Data block —
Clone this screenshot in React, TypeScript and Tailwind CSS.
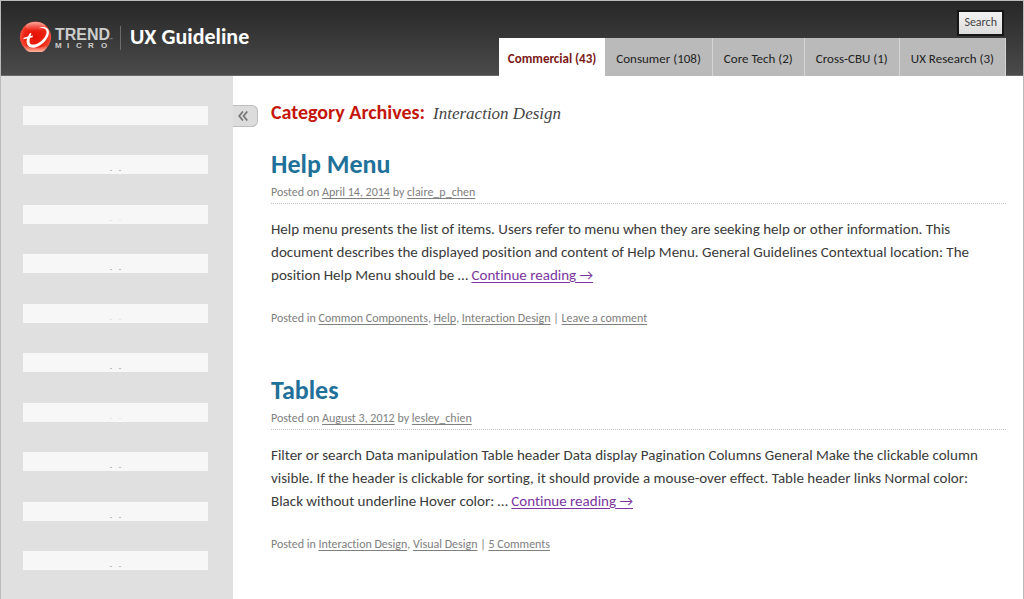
import React from "react";

type Tab = { label: string; active?: boolean };
type Post = {
  title: string;
  date: string;
  author: string;
  excerpt: string;
  categories: string[];
  comments: string;
};

const tabs: Tab[] = [
  { label: "Commercial (43)", active: true },
  { label: "Consumer (108)" },
  { label: "Core Tech (2)" },
  { label: "Cross-CBU (1)" },
  { label: "UX Research (3)" },
];

const posts: Post[] = [
  {
    title: "Help Menu",
    date: "April 14, 2014",
    author: "claire_p_chen",
    excerpt:
      "Help menu presents the list of items. Users refer to menu when they are seeking help or other information. This document describes the displayed position and content of Help Menu. General Guidelines Contextual location: The position Help Menu should be …",
    categories: ["Common Components", "Help", "Interaction Design"],
    comments: "Leave a comment",
  },
  {
    title: "Tables",
    date: "August 3, 2012",
    author: "lesley_chien",
    excerpt:
      "Filter or search Data manipulation Table header Data display Pagination Columns General Make the clickable column visible. If the header is clickable for sorting, it should provide a mouse-over effect. Table header links Normal color: Black without underline Hover color: …",
    categories: ["Interaction Design", "Visual Design"],
    comments: "5 Comments",
  },
];

const marks = ["none", "dark", "faint", "dark", "faint", "dark", "faint", "dark", "dark", "dark"];

function Logo() {
  return (
    <svg width="95" height="34" viewBox="0 0 95 34" role="img" aria-label="Trend Micro">
      <defs>
        <radialGradient id="ball" cx="0.5" cy="0.5" r="0.55">
          <stop offset="0" stopColor="#e50f04" />
          <stop offset="0.65" stopColor="#ee2514" />
          <stop offset="1" stopColor="#f5604a" />
        </radialGradient>
        <linearGradient id="shine" x1="0" y1="0" x2="0" y2="1">
          <stop offset="0" stopColor="#fff" stopOpacity="0.5" />
          <stop offset="1" stopColor="#fff" stopOpacity="0" />
        </linearGradient>
        <linearGradient id="glow" x1="0" y1="0" x2="0" y2="1">
          <stop offset="0" stopColor="#ffb29a" stopOpacity="0" />
          <stop offset="1" stopColor="#ffc0aa" stopOpacity="0.9" />
        </linearGradient>
      </defs>
      <path d="M16.500 0.500a15.500 15.500 0 0 1 10.500 27q-2 2.800-4.500 3.500H11q-3.500-1-5-3.500A15.500 15.500 0 0 1 16.500 0.500z" fill="url(#ball)" />
      <ellipse cx="16.500" cy="5.500" rx="10" ry="4.500" fill="url(#shine)" />
      <path d="M4 24Q16.500 30 29 24Q27 30 22.500 31H11Q6 30 4 24z" fill="url(#glow)" />
      <path
        d="M19.500 7.200C24.500 4.800 29.300 5.800 29.900 10.500C30.400 16.800 23.500 24.600 16.500 26.400C11 27.600 7.200 25 7.600 19.500L8.200 17.600L4.300 18.200Q4.300 16.900 5.500 16.500L9 15.500L10.800 12.200L12.400 12.100L11.600 14.900L14 14.600L13.600 16.200L11 16.900C9.800 21.500 11 24.200 15.500 23.500C21.500 22.200 27.600 15.600 27.600 10.900C27.500 7.200 24 6.300 19.500 7.200z"
        fill="#fff"
      />
      <g fill="#cdcdcd" fontFamily="'Liberation Sans', Arial, sans-serif" fontWeight="700">
        <text x="36" y="19" fontSize="16">TREND</text>
        <text x="36 48 57 69 82" y="27" fontSize="8">MICRO</text>
        <text x="90" y="20" fontSize="4" fill="#999">™</text>
      </g>
    </svg>
  );
}

function MetaLink({ children }: { children: React.ReactNode }) {
  return (
    <a href="#" className="underline underline-offset-2">
      {children}
    </a>
  );
}

function Article({ post }: { post: Post }) {
  return (
    <article>
      <h2 className="text-[26px] leading-8 font-bold text-[#1f7199]">
        <a href="#">{post.title}</a>
      </h2>
      <p className="border-b border-dotted border-[#c4c4c4] pt-1 pb-[3px] text-xs leading-4 text-[#808080]">
        Posted on <MetaLink>{post.date}</MetaLink> by <MetaLink>{post.author}</MetaLink>
      </p>
      <p className="pt-3.5 pr-2 text-[15px] leading-[23px] text-[#3a3a3a]">
        {post.excerpt}{" "}
        <a href="#" className="text-[#7b35a0] underline underline-offset-2">
          Continue reading →
        </a>
      </p>
      <p className="pt-[23px] text-xs leading-4 text-[#808080]">
        Posted in{" "}
        {post.categories.map((name, i) => (
          <React.Fragment key={name}>
            {i > 0 && ", "}
            <MetaLink>{name}</MetaLink>
          </React.Fragment>
        ))}{" "}
        | <MetaLink>{post.comments}</MetaLink>
      </p>
    </article>
  );
}

export default function App() {
  return (
    <div className="flex min-h-screen flex-col border border-[#b9bbba] bg-white font-['Carlito','Calibri','Lato',sans-serif] [font-variant-ligatures:none]">
      <header className="flex justify-between border-b border-[#6a6a6a] bg-linear-to-b from-[#272727] to-[#4b4b4b] pr-[17px] pl-[18px]">
        <div className="flex h-[74px] items-center">
          <Logo />
          <span className="ml-1.5 h-6 w-px bg-[#6c6c6c]" />
          <h1 className="ml-[9px] pb-1 text-[22px] font-bold text-white">UX Guideline</h1>
        </div>
        <div className="-mb-px flex flex-col items-end justify-between pt-[9px]">
          <button className="mr-0.5 h-[26px] border-2 border-[#161616] bg-linear-to-b from-[#f3f3f3] to-[#dcdcdc] px-[5px] pb-0.5 text-xs text-[#444] outline-none">
            Search
          </button>
          <nav className="flex text-[13px] text-[#222]">
            {tabs.map((tab) => (
              <a
                key={tab.label}
                href="#"
                className={
                  tab.active
                    ? "flex h-[38px] items-center bg-white px-[9px] pt-1 font-bold text-[#7c1a1a]"
                    : "flex h-[38px] items-center border-r border-[#d4d4d4] bg-[#bababa] px-[11px] pt-1"
                }
              >
                {tab.label}
              </a>
            ))}
          </nav>
        </div>
      </header>
      <div className="flex grow">
        <aside className="w-[232px] shrink-0 bg-[#e0e0e0] pt-[30px] pr-[25px] pl-[22px]">
          <ul>
            {marks.map((mark, i) => (
              <li key={i} className="flex h-[19px] items-end justify-center gap-[7px] bg-[#f7f7f7] pb-[3px] odd:mb-[30px] even:mb-[31px] last:mb-0">
                {mark !== "none" &&
                  [0, 1].map((n) => (
                    <span key={n} className={mark === "dark" ? "h-px w-0.5 bg-[#bbb]" : "h-px w-0.5 bg-[#e4e4e4]"} />
                  ))}
              </li>
            ))}
          </ul>
        </aside>
        <button
          aria-label="Collapse sidebar"
          className="mt-[29px] flex h-[22px] w-[25px] shrink-0 items-center justify-center rounded-r-md border border-l-0 border-[#bdbdbd] bg-[#dcdcdc] pr-1"
        >
          <svg width="10" height="10" viewBox="0 0 10 10" fill="none" stroke="#757575" strokeWidth="1.700" aria-hidden="true">
            <path d="M5 0.500L1.200 5L5 9.500M9.300 0.500L5.500 5L9.300 9.500" />
          </svg>
        </button>
        <main className="min-w-0 grow pt-[22px] pr-[17px] pb-8 pl-[13px]">
          <h1 className="flex items-baseline gap-2 text-xl leading-7 font-bold text-[#c4160c]">
            Category Archives:
            <em className="font-['Liberation_Serif',serif] text-[17px] font-normal text-[#444]">Interaction Design</em>
          </h1>
          <div className="flex flex-col gap-12 pt-5">
            {posts.map((post) => (
              <Article key={post.title} post={post} />
            ))}
          </div>
        </main>
      </div>
    </div>
  );
}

Task statement — Omit the pictures, then quote the rest of the material above exactly.

Finished answer —
Clone this screenshot in React, TypeScript and Tailwind CSS.
import React from "react";

type Tab = { label: string; active?: boolean };
type Post = {
  title: string;
  date: string;
  author: string;
  excerpt: string;
  categories: string[];
  comments: string;
};

const tabs: Tab[] = [
  { label: "Commercial (43)", active: true },
  { label: "Consumer (108)" },
  { label: "Core Tech (2)" },
  { label: "Cross-CBU (1)" },
  { label: "UX Research (3)" },
];

const posts: Post[] = [
  {
    title: "Help Menu",
    date: "April 14, 2014",
    author: "claire_p_chen",
    excerpt:
      "Help menu presents the list of items. Users refer to menu when they are seeking help or other information. This document describes the displayed position and content of Help Menu. General Guidelines Contextual location: The position Help Menu should be …",
    categories: ["Common Components", "Help", "Interaction Design"],
    comments: "Leave a comment",
  },
  {
    title: "Tables",
    date: "August 3, 2012",
    author: "lesley_chien",
    excerpt:
      "Filter or search Data manipulation Table header Data display Pagination Columns General Make the clickable column visible. If the header is clickable for sorting, it should provide a mouse-over effect. Table header links Normal color: Black without underline Hover color: …",
    categories: ["Interaction Design", "Visual Design"],
    comments: "5 Comments",
  },
];

const marks = ["none", "dark", "faint", "dark", "faint", "dark", "faint", "dark", "dark", "dark"];

function Logo() {
  return (
    <svg width="95" height="34" viewBox="0 0 95 34" role="img" aria-label="Trend Micro">
      <defs>
        <radialGradient id="ball" cx="0.5" cy="0.5" r="0.55">
          <stop offset="0" stopColor="#e50f04" />
          <stop offset="0.65" stopColor="#ee2514" />
          <stop offset="1" stopColor="#f5604a" />
        </radialGradient>
        <linearGradient id="shine" x1="0" y1="0" x2="0" y2="1">
          <stop offset="0" stopColor="#fff" stopOpacity="0.5" />
          <stop offset="1" stopColor="#fff" stopOpacity="0" />
        </linearGradient>
        <linearGradient id="glow" x1="0" y1="0" x2="0" y2="1">
          <stop offset="0" stopColor="#ffb29a" stopOpacity="0" />
          <stop offset="1" stopColor="#ffc0aa" stopOpacity="0.9" />
        </linearGradient>
      </defs>
      <path d="M16.500 0.500a15.500 15.500 0 0 1 10.500 27q-2 2.800-4.500 3.500H11q-3.500-1-5-3.500A15.500 15.500 0 0 1 16.500 0.500z" fill="url(#ball)" />
      <ellipse cx="16.500" cy="5.500" rx="10" ry="4.500" fill="url(#shine)" />
      <path d="M4 24Q16.500 30 29 24Q27 30 22.500 31H11Q6 30 4 24z" fill="url(#glow)" />
      <path
        d="M19.500 7.200C24.500 4.800 29.300 5.800 29.900 10.500C30.400 16.800 23.500 24.600 16.500 26.400C11 27.600 7.200 25 7.600 19.500L8.200 17.600L4.300 18.200Q4.300 16.900 5.500 16.500L9 15.500L10.800 12.200L12.400 12.100L11.600 14.900L14 14.600L13.600 16.200L11 16.900C9.800 21.500 11 24.200 15.500 23.500C21.500 22.200 27.600 15.600 27.600 10.900C27.500 7.200 24 6.300 19.500 7.200z"
        fill="#fff"
      />
      <g fill="#cdcdcd" fontFamily="'Liberation Sans', Arial, sans-serif" fontWeight="700">
        <text x="36" y="19" fontSize="16">TREND</text>
        <text x="36 48 57 69 82" y="27" fontSize="8">MICRO</text>
        <text x="90" y="20" fontSize="4" fill="#999">™</text>
      </g>
    </svg>
  );
}

function MetaLink({ children }: { children: React.ReactNode }) {
  return (
    <a href="#" className="underline underline-offset-2">
      {children}
    </a>
  );
}

function Article({ post }: { post: Post }) {
  return (
    <article>
      <h2 className="text-[26px] leading-8 font-bold text-[#1f7199]">
        <a href="#">{post.title}</a>
      </h2>
      <p className="border-b border-dotted border-[#c4c4c4] pt-1 pb-[3px] text-xs leading-4 text-[#808080]">
        Posted on <MetaLink>{post.date}</MetaLink> by <MetaLink>{post.author}</MetaLink>
      </p>
      <p className="pt-3.5 pr-2 text-[15px] leading-[23px] text-[#3a3a3a]">
        {post.excerpt}{" "}
        <a href="#" className="text-[#7b35a0] underline underline-offset-2">
          Continue reading →
        </a>
      </p>
      <p className="pt-[23px] text-xs leading-4 text-[#808080]">
        Posted in{" "}
        {post.categories.map((name, i) => (
          <React.Fragment key={name}>
            {i > 0 && ", "}
            <MetaLink>{name}</MetaLink>
          </React.Fragment>
        ))}{" "}
        | <MetaLink>{post.comments}</MetaLink>
      </p>
    </article>
  );
}

export default function App() {
  return (
    <div className="flex min-h-screen flex-col border border-[#b9bbba] bg-white font-['Carlito','Calibri','Lato',sans-serif] [font-variant-ligatures:none]">
      <header className="flex justify-between border-b border-[#6a6a6a] bg-linear-to-b from-[#272727] to-[#4b4b4b] pr-[17px] pl-[18px]">
        <div className="flex h-[74px] items-center">
          <Logo />
          <span className="ml-1.5 h-6 w-px bg-[#6c6c6c]" />
          <h1 className="ml-[9px] pb-1 text-[22px] font-bold text-white">UX Guideline</h1>
        </div>
        <div className="-mb-px flex flex-col items-end justify-between pt-[9px]">
          <button className="mr-0.5 h-[26px] border-2 border-[#161616] bg-linear-to-b from-[#f3f3f3] to-[#dcdcdc] px-[5px] pb-0.5 text-xs text-[#444] outline-none">
            Search
          </button>
          <nav className="flex text-[13px] text-[#222]">
            {tabs.map((tab) => (
              <a
                key={tab.label}
                href="#"
                className={
                  tab.active
                    ? "flex h-[38px] items-center bg-white px-[9px] pt-1 font-bold text-[#7c1a1a]"
                    : "flex h-[38px] items-center border-r border-[#d4d4d4] bg-[#bababa] px-[11px] pt-1"
                }
              >
                {tab.label}
              </a>
            ))}
          </nav>
        </div>
      </header>
      <div className="flex grow">
        <aside className="w-[232px] shrink-0 bg-[#e0e0e0] pt-[30px] pr-[25px] pl-[22px]">
          <ul>
            {marks.map((mark, i) => (
              <li key={i} className="flex h-[19px] items-end justify-center gap-[7px] bg-[#f7f7f7] pb-[3px] odd:mb-[30px] even:mb-[31px] last:mb-0">
                {mark !== "none" &&
                  [0, 1].map((n) => (
                    <span key={n} className={mark === "dark" ? "h-px w-0.5 bg-[#bbb]" : "h-px w-0.5 bg-[#e4e4e4]"} />
                  ))}
              </li>
            ))}
          </ul>
        </aside>
        <button
          aria-label="Collapse sidebar"
          className="mt-[29px] flex h-[22px] w-[25px] shrink-0 items-center justify-center rounded-r-md border border-l-0 border-[#bdbdbd] bg-[#dcdcdc] pr-1"
        >
          <svg width="10" height="10" viewBox="0 0 10 10" fill="none" stroke="#757575" strokeWidth="1.700" aria-hidden="true">
            <path d="M5 0.500L1.200 5L5 9.500M9.300 0.500L5.500 5L9.300 9.500" />
          </svg>
        </button>
        <main className="min-w-0 grow pt-[22px] pr-[17px] pb-8 pl-[13px]">
          <h1 className="flex items-baseline gap-2 text-xl leading-7 font-bold text-[#c4160c]">
            Category Archives:
            <em className="font-['Liberation_Serif',serif] text-[17px] font-normal text-[#444]">Interaction Design</em>
          </h1>
          <div className="flex flex-col gap-12 pt-5">
            {posts.map((post) => (
              <Article key={post.title} post={post} />
            ))}
          </div>
        </main>
      </div>
    </div>
  );
}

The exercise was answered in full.